Two days of talks in Washington between Pakistan delegation and US officials, including the Secretary of State, ended on 25 March. Pakistan built her case for civilian nuclear power on the basis of country’s power shortfall of 5,000 MW, which was adversely affecting her industrial and economic growth. Prior to its departure for Washington, the Pakistani delegation had prepared a 56-page report seeking US support in developing her civilian nuclear programme.
What the parties actually talked about in Washington has not fully trickled down. However, the Pakistani foreign minister casually told the pressmen that civilian nuclear cooperation talks were moving along right direction. Foreign Secretary Hillary is quoted as this,” We are certainly looking at it as how to help Pakistan with its long term energy needs.”
Informed sources believe that the US would not be apathetic to obliging Pakistan with an Indo-US like civilian nuclear deal. But Washington has some security related reservations. As a matter of fact there was a stage when eyebrows were raised in US official circles about the safety of Pak’s nuclear arsenal. This had necessitated a major shift in the control and command system of Pakistan’s nuclear arsenal and the President was denuded of that power. Washington felt convinced with this arrangement.
Notwithstanding, the fact is that Washington would not make the concession without Pakistan paying a price. She may be asked to abandon the Iran-Pakistan gas pipeline project, which the US has been opposing tooth and nail from the very beginning keeping in mind the bellicose stance of Iran. However, Pakistani planners feel they can cope with pressure tactics of the hawks in the US Congress.
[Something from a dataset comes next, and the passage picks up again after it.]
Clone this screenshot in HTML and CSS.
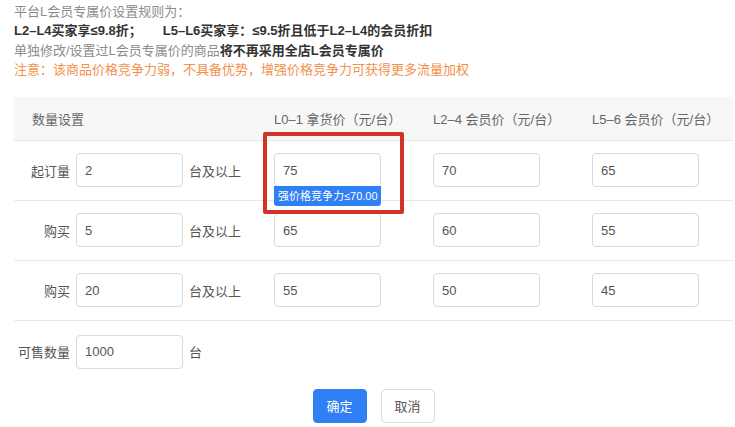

Only last month Iran and Pakistan signed a deal, which will carry Iranian gas across 2,775 kilometers at a cost of 7.5 billion US dollars to the refineries in Pakistan.
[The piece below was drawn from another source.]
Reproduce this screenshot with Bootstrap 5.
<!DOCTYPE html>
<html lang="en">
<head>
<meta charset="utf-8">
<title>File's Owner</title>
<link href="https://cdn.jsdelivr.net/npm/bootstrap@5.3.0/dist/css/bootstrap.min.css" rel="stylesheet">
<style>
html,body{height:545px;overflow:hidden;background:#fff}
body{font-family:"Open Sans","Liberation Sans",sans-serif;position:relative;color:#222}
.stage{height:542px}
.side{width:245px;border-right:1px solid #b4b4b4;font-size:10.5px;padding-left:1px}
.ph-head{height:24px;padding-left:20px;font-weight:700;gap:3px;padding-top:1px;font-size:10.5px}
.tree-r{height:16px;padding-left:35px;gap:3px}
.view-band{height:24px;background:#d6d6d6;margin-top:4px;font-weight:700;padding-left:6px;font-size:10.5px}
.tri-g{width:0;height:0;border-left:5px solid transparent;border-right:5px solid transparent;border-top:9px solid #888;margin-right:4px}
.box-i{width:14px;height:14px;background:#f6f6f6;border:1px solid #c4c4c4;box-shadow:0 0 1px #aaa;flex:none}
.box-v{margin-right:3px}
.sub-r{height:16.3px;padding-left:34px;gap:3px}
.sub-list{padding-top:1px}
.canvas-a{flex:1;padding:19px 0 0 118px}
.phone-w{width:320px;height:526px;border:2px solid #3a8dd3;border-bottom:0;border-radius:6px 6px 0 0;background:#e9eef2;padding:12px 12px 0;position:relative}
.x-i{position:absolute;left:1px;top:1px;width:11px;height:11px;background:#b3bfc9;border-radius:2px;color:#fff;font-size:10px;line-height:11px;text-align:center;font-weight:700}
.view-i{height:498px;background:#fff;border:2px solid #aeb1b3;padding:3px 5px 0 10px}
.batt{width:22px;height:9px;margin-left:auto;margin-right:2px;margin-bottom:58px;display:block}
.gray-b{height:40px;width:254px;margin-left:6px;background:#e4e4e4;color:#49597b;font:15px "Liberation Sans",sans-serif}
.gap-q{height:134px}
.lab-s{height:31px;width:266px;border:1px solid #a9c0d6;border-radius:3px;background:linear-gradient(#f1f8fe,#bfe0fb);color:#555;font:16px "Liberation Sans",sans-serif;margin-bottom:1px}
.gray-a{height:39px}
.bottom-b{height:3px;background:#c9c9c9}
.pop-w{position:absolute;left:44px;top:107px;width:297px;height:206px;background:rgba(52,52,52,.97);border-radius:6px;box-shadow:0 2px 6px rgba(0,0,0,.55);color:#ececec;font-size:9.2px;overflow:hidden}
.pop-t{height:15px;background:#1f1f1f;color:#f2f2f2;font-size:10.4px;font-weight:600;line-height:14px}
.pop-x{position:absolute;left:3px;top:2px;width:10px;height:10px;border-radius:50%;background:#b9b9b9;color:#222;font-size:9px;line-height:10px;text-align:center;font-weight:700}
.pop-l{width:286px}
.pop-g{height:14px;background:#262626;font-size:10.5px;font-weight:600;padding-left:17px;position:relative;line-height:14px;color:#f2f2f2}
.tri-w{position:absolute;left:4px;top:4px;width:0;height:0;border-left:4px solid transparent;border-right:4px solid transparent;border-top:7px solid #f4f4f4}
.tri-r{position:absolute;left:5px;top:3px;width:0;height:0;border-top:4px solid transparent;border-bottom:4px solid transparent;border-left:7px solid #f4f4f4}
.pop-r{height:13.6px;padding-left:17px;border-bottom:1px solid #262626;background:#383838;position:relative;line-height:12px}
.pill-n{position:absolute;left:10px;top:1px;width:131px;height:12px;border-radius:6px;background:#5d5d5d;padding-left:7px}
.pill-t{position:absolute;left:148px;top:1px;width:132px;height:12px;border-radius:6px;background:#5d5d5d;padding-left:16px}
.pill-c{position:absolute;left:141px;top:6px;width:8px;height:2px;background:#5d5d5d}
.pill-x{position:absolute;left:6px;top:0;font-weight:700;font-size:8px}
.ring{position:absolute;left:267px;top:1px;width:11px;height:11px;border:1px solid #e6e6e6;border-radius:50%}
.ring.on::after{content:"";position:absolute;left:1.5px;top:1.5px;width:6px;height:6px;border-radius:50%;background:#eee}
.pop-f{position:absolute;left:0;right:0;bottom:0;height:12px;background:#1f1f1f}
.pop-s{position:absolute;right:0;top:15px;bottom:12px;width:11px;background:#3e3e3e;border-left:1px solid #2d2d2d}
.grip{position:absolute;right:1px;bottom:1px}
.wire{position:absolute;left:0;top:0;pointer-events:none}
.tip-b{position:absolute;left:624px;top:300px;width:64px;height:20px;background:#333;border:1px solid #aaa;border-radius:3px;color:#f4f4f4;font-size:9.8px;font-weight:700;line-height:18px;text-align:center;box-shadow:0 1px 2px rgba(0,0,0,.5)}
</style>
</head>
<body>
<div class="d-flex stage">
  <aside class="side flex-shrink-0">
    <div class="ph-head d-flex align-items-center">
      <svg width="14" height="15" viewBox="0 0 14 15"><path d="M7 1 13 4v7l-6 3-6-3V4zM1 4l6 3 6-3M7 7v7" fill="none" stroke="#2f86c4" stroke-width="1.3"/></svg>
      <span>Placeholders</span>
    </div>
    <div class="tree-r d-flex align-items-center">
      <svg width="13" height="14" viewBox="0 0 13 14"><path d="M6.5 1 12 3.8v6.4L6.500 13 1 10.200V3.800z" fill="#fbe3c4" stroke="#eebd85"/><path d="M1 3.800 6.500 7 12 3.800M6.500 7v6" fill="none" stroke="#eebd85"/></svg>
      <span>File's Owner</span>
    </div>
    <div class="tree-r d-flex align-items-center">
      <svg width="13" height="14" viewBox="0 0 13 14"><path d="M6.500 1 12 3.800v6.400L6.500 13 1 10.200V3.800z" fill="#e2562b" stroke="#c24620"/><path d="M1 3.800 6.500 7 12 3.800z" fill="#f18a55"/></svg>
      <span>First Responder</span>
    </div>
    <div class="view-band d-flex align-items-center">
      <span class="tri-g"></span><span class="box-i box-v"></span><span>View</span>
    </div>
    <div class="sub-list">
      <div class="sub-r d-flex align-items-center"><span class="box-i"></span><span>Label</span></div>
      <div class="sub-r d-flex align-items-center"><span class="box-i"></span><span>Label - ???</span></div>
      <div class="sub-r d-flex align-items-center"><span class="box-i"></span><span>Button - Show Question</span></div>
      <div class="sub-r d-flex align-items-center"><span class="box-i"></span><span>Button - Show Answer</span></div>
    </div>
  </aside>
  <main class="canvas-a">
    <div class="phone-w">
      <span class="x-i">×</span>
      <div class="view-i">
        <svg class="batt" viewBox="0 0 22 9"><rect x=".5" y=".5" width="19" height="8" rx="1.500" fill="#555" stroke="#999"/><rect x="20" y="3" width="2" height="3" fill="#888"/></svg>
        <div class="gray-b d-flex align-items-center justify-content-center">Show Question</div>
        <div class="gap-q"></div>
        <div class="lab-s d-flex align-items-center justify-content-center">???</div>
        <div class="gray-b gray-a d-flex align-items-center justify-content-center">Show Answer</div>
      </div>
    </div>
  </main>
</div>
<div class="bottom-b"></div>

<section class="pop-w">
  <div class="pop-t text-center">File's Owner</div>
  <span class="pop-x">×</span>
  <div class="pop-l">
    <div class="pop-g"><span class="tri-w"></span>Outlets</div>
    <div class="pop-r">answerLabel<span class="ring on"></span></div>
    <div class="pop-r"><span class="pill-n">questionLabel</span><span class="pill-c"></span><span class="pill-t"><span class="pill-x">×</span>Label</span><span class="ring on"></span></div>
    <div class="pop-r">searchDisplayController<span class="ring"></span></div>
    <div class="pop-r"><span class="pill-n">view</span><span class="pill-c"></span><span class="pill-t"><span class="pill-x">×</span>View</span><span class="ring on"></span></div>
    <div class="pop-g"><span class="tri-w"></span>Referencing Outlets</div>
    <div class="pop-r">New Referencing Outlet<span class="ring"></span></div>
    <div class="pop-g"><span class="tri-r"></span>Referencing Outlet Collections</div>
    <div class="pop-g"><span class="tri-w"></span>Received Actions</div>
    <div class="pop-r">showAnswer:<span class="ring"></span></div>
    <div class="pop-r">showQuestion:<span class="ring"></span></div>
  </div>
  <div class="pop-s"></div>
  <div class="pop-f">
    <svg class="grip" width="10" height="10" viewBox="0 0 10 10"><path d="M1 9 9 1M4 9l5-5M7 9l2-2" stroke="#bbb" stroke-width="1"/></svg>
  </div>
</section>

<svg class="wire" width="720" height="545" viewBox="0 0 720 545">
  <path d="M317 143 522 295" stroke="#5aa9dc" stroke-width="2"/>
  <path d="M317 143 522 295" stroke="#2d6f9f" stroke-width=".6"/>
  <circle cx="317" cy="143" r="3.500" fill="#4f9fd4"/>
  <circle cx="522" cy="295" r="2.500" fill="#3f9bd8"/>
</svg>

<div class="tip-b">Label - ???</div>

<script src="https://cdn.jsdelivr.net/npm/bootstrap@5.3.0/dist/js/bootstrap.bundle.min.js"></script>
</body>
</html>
Deft exploitation of on-going volatile situation in NWFP and Afghanistan may bring more than expected gains to Pakistan in terms of refurbishment of her energy requirements from the two viable sources, namely the Iranian gas and Pak-US civilian nuclear programme. This is where she will have an edge over India.
Initially the idea was floated for extending this gas pipeline to India. But after much hesitation and indecision, India finally dropped out apparently on pricing disagreements. But in reality India did not like her talks with the US for civilian nuclear deal run into trouble.
After India backed out, there is the talk of gas pipeline being extended from Pakistan to China via Northern Areas. Since US would not be in a position to pressurize China into abandoning the proposal, it is clear that Pakistan has played the card very well. Reports are that China has completed the survey of the proposed extended gas pipeline which will run through the Aksaichin area, which Pakistan has illegally ceded to China in 1963.
The question is this: Is the contemplated Pak-US civilian nuclear deal going to harm India’s interests? Political circles will fiercely debate the proposition in days to come. A disinterested observer will say that if the Indo-US civilian nuclear deal did not jeopardize Pakistan’s security, why should doubts be raised against a similar deal between Pakistan and the US? It has to be understood that Washington has been using different yardsticks for different nuclear countries outside the G-5 with the explicit objective of controlling their nuclear arsenal and confining them to its civilian use only. India and Pakistan, both fall in one category and the US could tackle the issue with the Indians just because an established and institutionalized Indian democracy provides dependable safeguards against wanton use of the WMD. This same objective lies at the root of US’ re-thinking on providing energy resource to Pakistan. This makes suppression of the anti-Pakistan terrorists crucial to America’s overall nuclear policy.
However, India will be within her right to be kept informed of the ins and outs of a deal the US is likely to enter into with Pakistan. The US must keep the security of the entire South and Central Asia in mind while handling the case with Pakistan.